FYI -- I also don't love full recovery on a long rest, and plan to provide this feedback to WotC on the survey. I think it would be nice to have a third category of rest -- Extended Downtime -- built into the game as a core rule assumption, rather than as something in the DMG. And I DO use them in my own games. But I think the DMG and the PHB have meaning as they are the baselines used by everyone, and we're trying to establish and revise the baselines with the playtest.
Actually, we're just expressing our opinions about the playtest. Nothing we do here will change anything about it one way or the other.

And I don't see why anyone's gaming preferences need to be shared by the community. We can just have a lot of options out there in the wild and let people decide what they want to play. Cubicle 7, Kobold, Paizo, EN Publishing, none of them are less valid options than WotC.
 


People disagree as to how exactly Short Rests should be changed or eliminated, but it's a surprisingly close to unanimous agreement that "1 hour Short Rests" suck.
I would imagine just from our informal remembrances of threads here that 1-hour SRs I think tend to be looked down upon more often than not, I agree.
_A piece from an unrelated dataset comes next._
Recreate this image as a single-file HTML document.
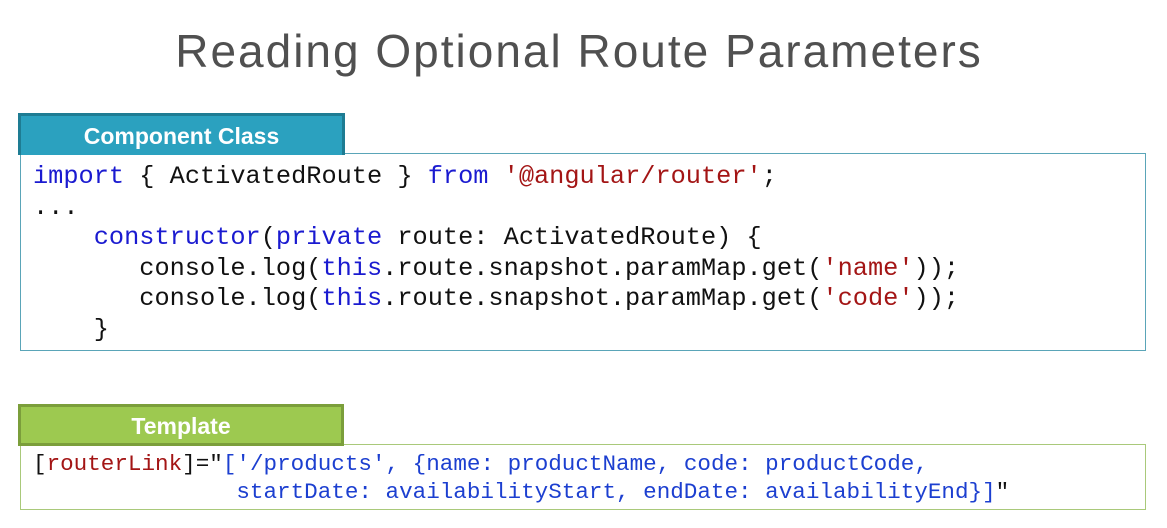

Sure there are some who are probably fine with them, but most I seem to recall being meh about them.

But I will also say there's the additional side (which I happen to belong to) which is that we know 1-hour Short Rests are irritating... but that changing them to a length of time I like is so easy that I don't actually care what the book does or does not eventually include. If they leave it as 1 hour or change it to 10 minutes, 3 hours, 5 minutes, 1 minute, or whatever... it doesn't mater to me, I'm going to use the time period I myself am most happy with (10 minutes).

So while I can appreciate folks trying to fight for their preferred length... I don't tend to join in because I'm going to just do what I do at the end of the day anyway.